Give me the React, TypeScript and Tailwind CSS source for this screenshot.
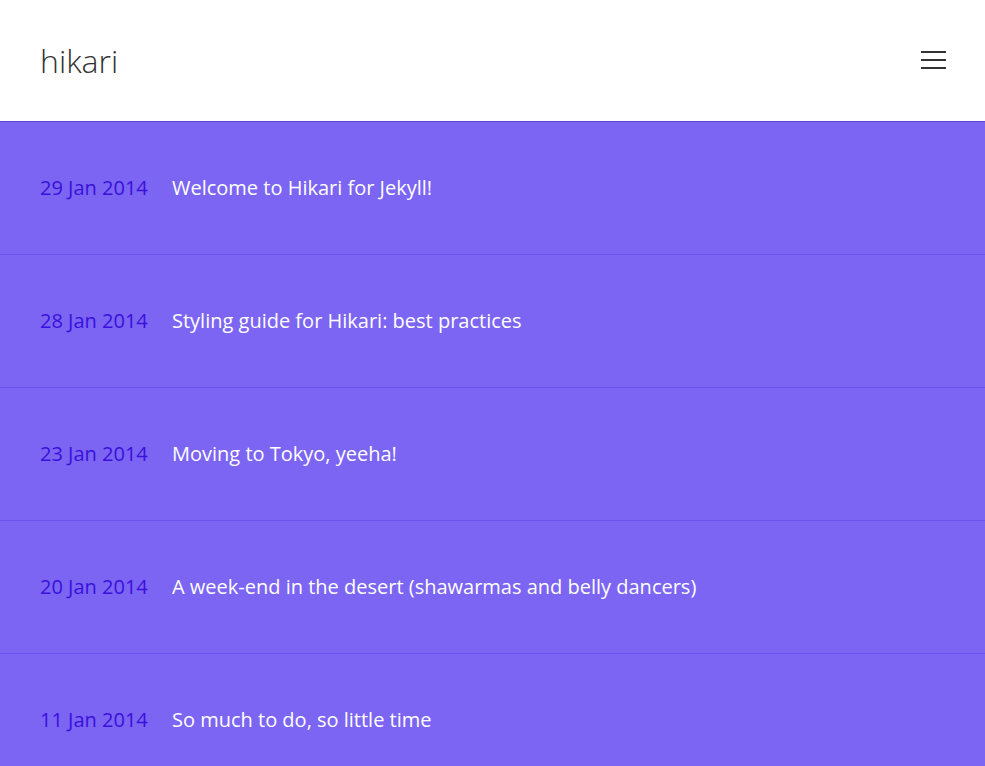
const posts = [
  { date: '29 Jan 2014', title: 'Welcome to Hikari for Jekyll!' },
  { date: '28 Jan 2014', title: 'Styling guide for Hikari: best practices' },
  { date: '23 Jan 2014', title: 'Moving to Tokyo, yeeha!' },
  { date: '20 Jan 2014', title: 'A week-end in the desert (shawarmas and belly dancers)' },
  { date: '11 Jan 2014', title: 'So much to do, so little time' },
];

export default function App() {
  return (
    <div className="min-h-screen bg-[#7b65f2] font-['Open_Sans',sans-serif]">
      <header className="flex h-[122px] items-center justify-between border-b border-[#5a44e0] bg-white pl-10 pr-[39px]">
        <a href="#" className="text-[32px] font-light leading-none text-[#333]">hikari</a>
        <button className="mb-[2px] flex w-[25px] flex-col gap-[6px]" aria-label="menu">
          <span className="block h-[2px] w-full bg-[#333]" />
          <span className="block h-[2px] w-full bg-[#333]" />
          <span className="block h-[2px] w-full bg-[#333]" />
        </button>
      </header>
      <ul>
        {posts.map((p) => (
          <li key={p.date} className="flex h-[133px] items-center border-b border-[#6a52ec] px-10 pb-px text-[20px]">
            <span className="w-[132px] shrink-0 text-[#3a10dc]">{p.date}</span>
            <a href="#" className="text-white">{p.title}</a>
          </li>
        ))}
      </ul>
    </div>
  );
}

**The request:**
From the material above, copy everything exactly but the pictures.

**Written response:**
Give me the React, TypeScript and Tailwind CSS source for this screenshot.
const posts = [
  { date: '29 Jan 2014', title: 'Welcome to Hikari for Jekyll!' },
  { date: '28 Jan 2014', title: 'Styling guide for Hikari: best practices' },
  { date: '23 Jan 2014', title: 'Moving to Tokyo, yeeha!' },
  { date: '20 Jan 2014', title: 'A week-end in the desert (shawarmas and belly dancers)' },
  { date: '11 Jan 2014', title: 'So much to do, so little time' },
];

export default function App() {
  return (
    <div className="min-h-screen bg-[#7b65f2] font-['Open_Sans',sans-serif]">
      <header className="flex h-[122px] items-center justify-between border-b border-[#5a44e0] bg-white pl-10 pr-[39px]">
        <a href="#" className="text-[32px] font-light leading-none text-[#333]">hikari</a>
        <button className="mb-[2px] flex w-[25px] flex-col gap-[6px]" aria-label="menu">
          <span className="block h-[2px] w-full bg-[#333]" />
          <span className="block h-[2px] w-full bg-[#333]" />
          <span className="block h-[2px] w-full bg-[#333]" />
        </button>
      </header>
      <ul>
        {posts.map((p) => (
          <li key={p.date} className="flex h-[133px] items-center border-b border-[#6a52ec] px-10 pb-px text-[20px]">
            <span className="w-[132px] shrink-0 text-[#3a10dc]">{p.date}</span>
            <a href="#" className="text-white">{p.title}</a>
          </li>
        ))}
      </ul>
    </div>
  );
}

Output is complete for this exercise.